Dad retired from the auto business and then worked in the fraud division of the Better Business Bureau, a job he was very good at, being so well-trained technically. Fraudulent repair shops were dead meat. He had a very high kill ratio and I don't think the BBB has ever equalled it. He used to dress as a bum named Louie Martini and bring his "car" (a doctored mule with coded parts) to suspect shops for repair.
 
When he stopped working, he set up a big machine shop in his basement and always helped me with the parade of American and foreign crippled cars I brought home. No matter how weird, he figured out how to fix them. Of course he could make a lot of the parts. Jaguars, Morgans, Buick Rivieras, he didn't care. Bring it in and he'd tear into it. People came from all over with Borgwards, Ferraris, Isettas...looking for a way out of an impossible jam. He could machine, cast, weld, fabricate, upholster...pretty handy guy.
 
He drove less and less as he got older. I think his last car was one he got brand new almost as a gift from the son of one of his Packard buddies, a kid who grew up and opened up his own Ford dealership. So he gave Dad a deluxe Pinto for him to putt around in. At his age, Dad didn't need a car but to do little errands in the city. I doubt he put 2000 miles a year on it, if that.
 
Long way from a Packard, but he came to appreciate efficient little cars as much as the big ones.
 
He never forgave Studebaker though. He always said of the Studebaker-Packard merger that "they couldn't build Packards worth a damn, but we built them some very good Studebakers."
 
He died in 1989. Over 400 local people came to his funeral....we had a full military ceremony, oddly enough, which he asked for (he never ever spoke about the war)....all the various neighborhood types from every country in the world (this was New York after all) who had come to his machine shop to get things fixed, or who he had advised when they got cheated by repair shops. It was quite a scene. The UN comes to Little Italy and the US Army.
 
Dad was a real car guy and had a full understanding of automotive engineering. He always said that Packard engineering was the best of all the American car makers and that the death of Packard was the end of America's Golden Age of car-building.

#15 of 37 Re: my parents' cars [Mr_Shiftright] by british_rover

May 22, 2007 (8:06 am)

Replying to: Mr_Shiftright (May 22, 2007 7:58 am)
Your dad was a cool guy.
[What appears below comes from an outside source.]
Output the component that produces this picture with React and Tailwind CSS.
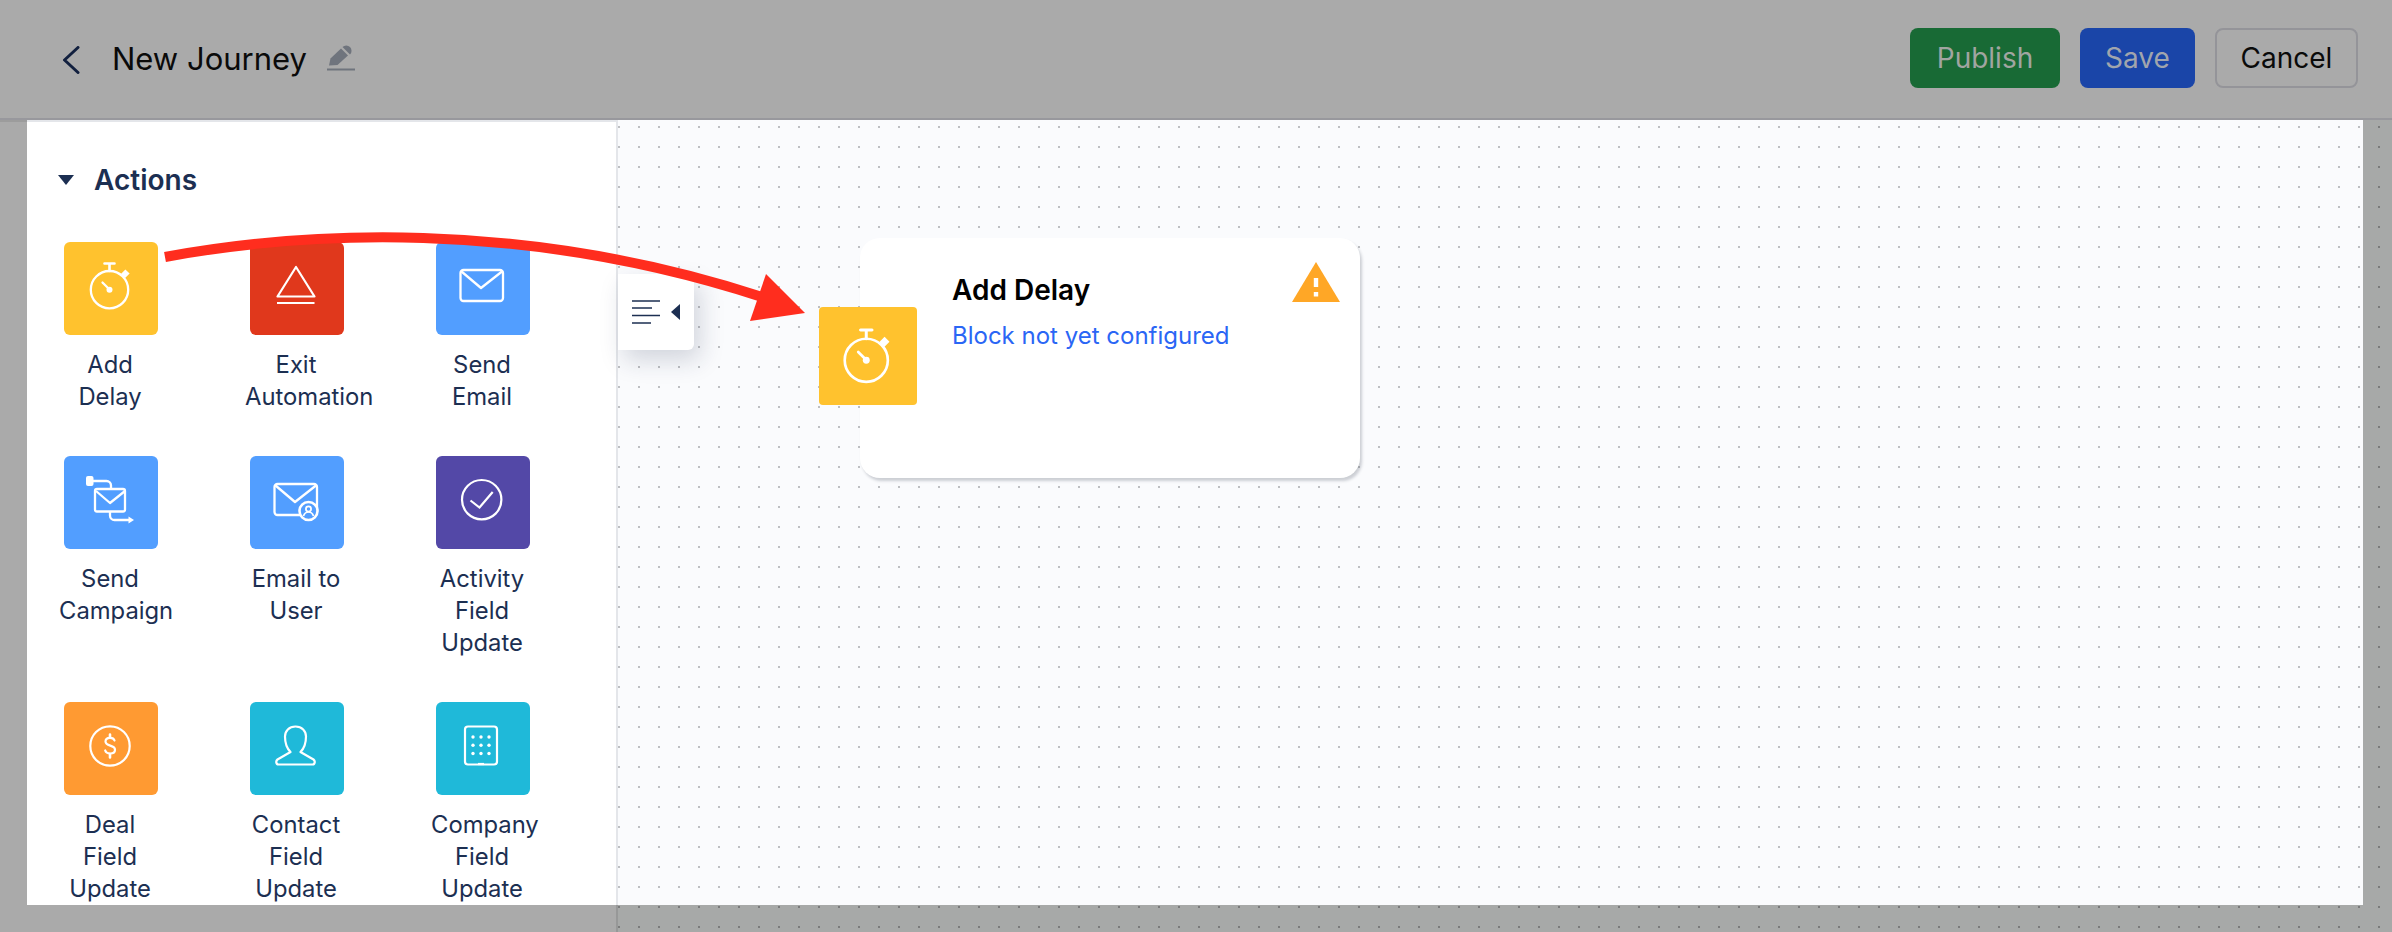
const BLUE = "bg-[#529eff]";

function Stopwatch({ viewBox = "-0.500 0 94 93" }) {
  return (
    <svg viewBox={viewBox} className="h-full w-full" fill="none" stroke="#fff" strokeWidth="2.300" strokeLinecap="round">
      <circle cx="45" cy="47.700" r="18.700" />
      <path d="M45 22v7M40 21.500h10" strokeWidth="2.600" />
      <path d="M58.500 34l4.500-4.500" strokeWidth="6" strokeLinecap="butt" />
      <path d="M38 40.500l7 7" />
      <circle cx="45" cy="47.700" r="3" fill="#fff" stroke="none" />
    </svg>
  );
}

function ExitIcon() {
  return (
    <svg viewBox="0 0 94 93" className="h-full w-full" fill="none" stroke="#fff" strokeWidth="2.200" strokeLinejoin="round">
      <path d="M46 25L27.500 54.500h37Z" />
      <path d="M27 61h37.500" />
    </svg>
  );
}

function MailIcon() {
  return (
    <svg viewBox="0 0 94 93" className="h-full w-full" fill="none" stroke="#fff" strokeWidth="2.300" strokeLinejoin="round">
      <rect x="24.500" y="28" width="42.500" height="31" rx="3" />
      <path d="M25.500 29.500L45 46 66 29.500" />
    </svg>
  );
}

function CampaignIcon() {
  return (
    <svg viewBox="0 0 94 93" className="h-full w-full" fill="none" stroke="#fff" strokeWidth="2.300" strokeLinejoin="round">
      <rect x="22" y="20" width="7.500" height="10" rx="2" fill="#fff" stroke="none" />
      <path d="M29 25h13.500a4.500 4.500 0 0 1 4.500 4.500V33" />
      <rect x="31" y="33" width="30" height="22.500" rx="2" />
      <path d="M32 35l14 12 15-12" />
      <path d="M46 55.500v4a4.500 4.500 0 0 0 4.500 4.500H66" />
      <path d="M64.500 60.500l5.500 3.500-5.500 3.500Z" fill="#fff" stroke="none" />
    </svg>
  );
}

function EmailUserIcon() {
  return (
    <svg viewBox="0 0 94 93" className="h-full w-full" fill="none" stroke="#fff" strokeWidth="2.300" strokeLinejoin="round">
      <rect x="24.500" y="28" width="42.500" height="31" rx="3" />
      <path d="M25.500 29.500L45 46 66 29.500" />
      <circle cx="58.500" cy="55" r="9" fill="#529eff" stroke="#fff" strokeWidth="2.600" />
      <circle cx="58.500" cy="53" r="2.600" strokeWidth="1.700" />
      <path d="M53.500 60c1-3 3-4 5-4s4 1 5 4" strokeWidth="1.700" />
    </svg>
  );
}

function CheckIcon() {
  return (
    <svg viewBox="0 0 94 93" className="h-full w-full" fill="none" stroke="#fff" strokeWidth="2.200">
      <circle cx="45.700" cy="43.700" r="19.700" />
      <path d="M34.500 44.500l9 7 13.200-15.500" />
    </svg>
  );
}

function DollarIcon() {
  return (
    <svg viewBox="0 0 94 93" className="h-full w-full" fill="none" stroke="#fff" strokeWidth="2.200" strokeLinecap="round">
      <circle cx="46" cy="44" r="19.700" />
      <path d="M50.500 38.500c-.5-1.700-2.200-2.700-4.500-2.700-2.700 0-4.500 1.500-4.500 3.800 0 5.300 9.500 2.800 9.500 8.100 0 2.400-2 3.800-4.800 3.800-2.500 0-4.400-1.100-5-3" />
      <path d="M46 32.500v3M46 52v3.500" strokeWidth="2.600" />
    </svg>
  );
}

function PersonIcon() {
  return (
    <svg viewBox="0 0 94 93" className="h-full w-full" fill="none" stroke="#fff" strokeWidth="2.200" strokeLinejoin="round">
      <path d="M45.500 24.500C39 24.500 35 29 35 34.500c0 6.500 1.500 11.500 5.500 15.500l-13 7.500c-2 1.500-1.500 5 1 5h34c2.500 0 3-3.500 1-5l-13-7.500c4-4 5.500-9 5.500-15.500 0-5.500-4-10-10.500-10Z" />
    </svg>
  );
}

function BuildingIcon() {
  const dots = [];
  [35, 43.300, 51.500].forEach((y) => [37, 45, 53].forEach((x) => dots.push([x, y])));
  return (
    <svg viewBox="0 0 94 93" className="h-full w-full" fill="none" stroke="#fff" strokeWidth="2.200">
      <rect x="29" y="24.500" width="32" height="38" rx="3" />
      <path d="M42 62h6" />
      {dots.map(([x, y]) => (
        <circle key={`${x}-${y}`} cx={x} cy={y} r="1.700" fill="#fff" stroke="none" />
      ))}
    </svg>
  );
}

const actions = [
  { label: "Add Delay", bg: "bg-[#ffc22e]", Icon: Stopwatch },
  { label: "Exit Automation", bg: "bg-[#e0381c]", Icon: ExitIcon },
  { label: "Send Email", bg: BLUE, Icon: MailIcon },
  { label: "Send Campaign", bg: BLUE, Icon: CampaignIcon },
  { label: "Email to User", bg: BLUE, Icon: EmailUserIcon },
  { label: "Activity Field Update", bg: "bg-[#5348a7]", Icon: CheckIcon },
  { label: "Deal Field Update", bg: "bg-[#ff9a32]", Icon: DollarIcon },
  { label: "Contact Field Update", bg: "bg-[#1fb9d9]", Icon: PersonIcon },
  { label: "Company Field Update", bg: "bg-[#1fb9d9]", Icon: BuildingIcon },
];

function ActionTile({ label, bg, Icon }) {
  return (
    <div className="flex w-[104px] flex-col items-start">
      <div className={`ml-[5px] h-[93px] w-[94px] shrink-0 rounded-[6px] ${bg}`}>
        <Icon />
      </div>
      <p className="mt-[14px] w-[102px] text-center text-[23.800px] leading-[32px] text-[#1c2f52]">{label}</p>
    </div>
  );
}

function CollapseTab() {
  return (
    <div className="absolute left-0 top-[154px] flex h-[76px] w-[76px] items-center rounded-r-[6px] bg-white pl-[14px] shadow-[6px_10px_24px_rgba(30,40,70,0.18)]">
      <svg width="50" height="24" viewBox="0 0 50 24" fill="none">
        <path d="M0 1h28M0 8h20M0 15.500h28M0 23h19" stroke="#1c2f52" strokeWidth="1.600" />
        <path d="M48 4v16l-9-8Z" fill="#1c2f52" />
      </svg>
    </div>
  );
}

function DelayCard() {
  return (
    <>
      <div className="absolute left-[242px] top-[118px] h-[240px] w-[500px] rounded-[20px] bg-white pl-[92px] pt-[34px] shadow-[2px_3px_3px_rgba(40,50,70,0.22)]">
        <p className="text-[28px] font-semibold leading-[36px] text-black">Add Delay</p>
        <p className="mt-[10px] text-[24px] leading-[36px] text-[#2a66f5]">Block not yet configured</p>
        <svg className="absolute left-[432px] top-[24px]" width="48" height="40" viewBox="0 0 48 40">
          <path d="M24 0L48 40H0Z" fill="#ffa726" />
          <path d="M21.800 16h4.400v9h-4.400ZM21.800 30h4.400v4.500h-4.400Z" fill="#fff" />
        </svg>
      </div>
      <div className="absolute left-[201px] top-[187px] h-[98px] w-[98px] rounded-[4px] bg-[#ffc22e]">
        <Stopwatch viewBox="4 2 85 84" />
      </div>
    </>
  );
}

export default function App() {
  return (
    <div className="relative flex h-[932px] w-[2392px] flex-col overflow-hidden bg-[#aaaaaa] font-['Inter',sans-serif]">
      <header className="flex h-[120px] shrink-0 items-center justify-between border-b-2 border-[#98989d] bg-[#aaaaaa] pl-[62px] pr-[34px]">
        <div className="flex items-center">
          <svg width="18" height="28" viewBox="0 0 18 28" fill="none" className="mt-px">
            <path d="M16 1.500L2.500 14 16 26.500" stroke="#12203f" strokeWidth="3" strokeLinecap="round" strokeLinejoin="round" />
          </svg>
          <h1 className="ml-[32px] text-[31px] leading-[40px] text-[#0a0a0a]">New Journey</h1>
          <svg width="28" height="28" viewBox="0 0 28 28" className="ml-[20px] -mt-[5px]">
            <path d="M2 22.500L3.500 15.500 14 5.500l7 7L10.500 22Z" fill="#6f747d" />
            <path d="M15.500 4l7.500 7.500a5.300 5.300 0 0 0-7.500-7.500Z" fill="#6f747d" />
            <path d="M0 26.500h28" stroke="#6f747d" strokeWidth="2" />
          </svg>
        </div>
        <div className="-mt-[2px] flex items-center gap-[20px]">
          <button className="h-[60px] w-[150px] rounded-[8px] bg-[#186a35] text-[28px] text-[#a1a5a1]">Publish</button>
          <button className="h-[60px] w-[115px] rounded-[8px] bg-[#1a45a8] text-[28px] text-[#a1a5ad]">Save</button>
          <button className="h-[60px] w-[143px] rounded-[8px] border-2 border-[#949499] text-[28px] text-[#0a0a0a]">Cancel</button>
        </div>
      </header>

      <div className="flex min-h-0 flex-1">
        <div className="w-[27px] shrink-0 border-t-2 border-[#9c9c9c] bg-[#aaaaaa]" />
        <aside className="w-[591px] shrink-0 overflow-hidden border-r-2 border-t-2 border-[#e4e6ea] bg-white pl-[32px]">
          <div className="flex h-[120px] items-center pb-[4px]">
            <svg width="16" height="10" viewBox="0 0 16 10" className="-ml-px">
              <path d="M0 0h16L8 10Z" fill="#1c2f52" />
            </svg>
            <h2 className="ml-[20px] text-[28px] font-semibold leading-[36px] text-[#1c2f52]">Actions</h2>
          </div>
          <div className="grid grid-cols-[104px_104px_104px] gap-x-[82px] gap-y-[43px]">
            {actions.map((action) => (
              <ActionTile key={action.label} {...action} />
            ))}
          </div>
        </aside>
        <main className="relative flex-1 bg-[#fafbfd] bg-[radial-gradient(circle_at_1px_1px,#bdbfc2_1px,transparent_1.4px)] bg-[size:20px_20px] bg-[position:0px_6px]">
          <CollapseTab />
          <DelayCard />
        </main>
        <div className="w-[29px] shrink-0 bg-[#a7a9a8] bg-[radial-gradient(circle_at_1px_1px,#7a7b7b_1px,transparent_1.4px)] bg-[size:20px_20px] bg-[position:15px_6px]" />
      </div>

      <div className="flex h-[27px] shrink-0">
        <div className="w-[618px] shrink-0 border-r-2 border-[#979898] bg-[#aaaaaa]" />
        <div className="flex-1 bg-[#a7a9a8] bg-[radial-gradient(circle_at_1px_1px,#7a7b7b_1px,transparent_1.4px)] bg-[size:20px_20px] bg-[position:0px_1px]" />
      </div>

      <svg className="pointer-events-none absolute inset-0" width="2392" height="932" fill="none">
        <path d="M165 257C300 232 520 218 762 297" stroke="#ff2d1e" strokeWidth="10" />
        <path d="M766 274L805 313 750 321Z" fill="#ff2d1e" />
      </svg>
    </div>
  );
}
We need more people like that around.
 
*tips hat

#16 of 37 Re: my parents' cars [british_rover] by Mr_Shiftright HOST

May 22, 2007 (8:17 am)

Replying to: british_rover (May 22, 2007 8:06 am)
thanks. Yes he was. What I really admired about him is that he didn't become one of these old "curmudgeons" who decried new technology. Even in his late 70s, he was still learning about computers and chips and turbos and all the rest of it. New cars were not a mystery to him, although at that advanced age he wouldn't actually work on them---but he fully understood HOW they worked and admired them.
 
But he didn't like really corner-cutting...if he saw a plastic coupler or part that was under stress and would certainly fail, he'd shake his head and call the engineers "penny wise and pound foolish" and that that part would be bound to fail the new owner.

#17 of 37 my parents' cars (Mr_Shiftright) by hpmctorque

May 22, 2007 (12:42 pm)

Very interesting story about your dad, Shifty.
 
"My parents' cars" implies father and mother. Did your mom drive?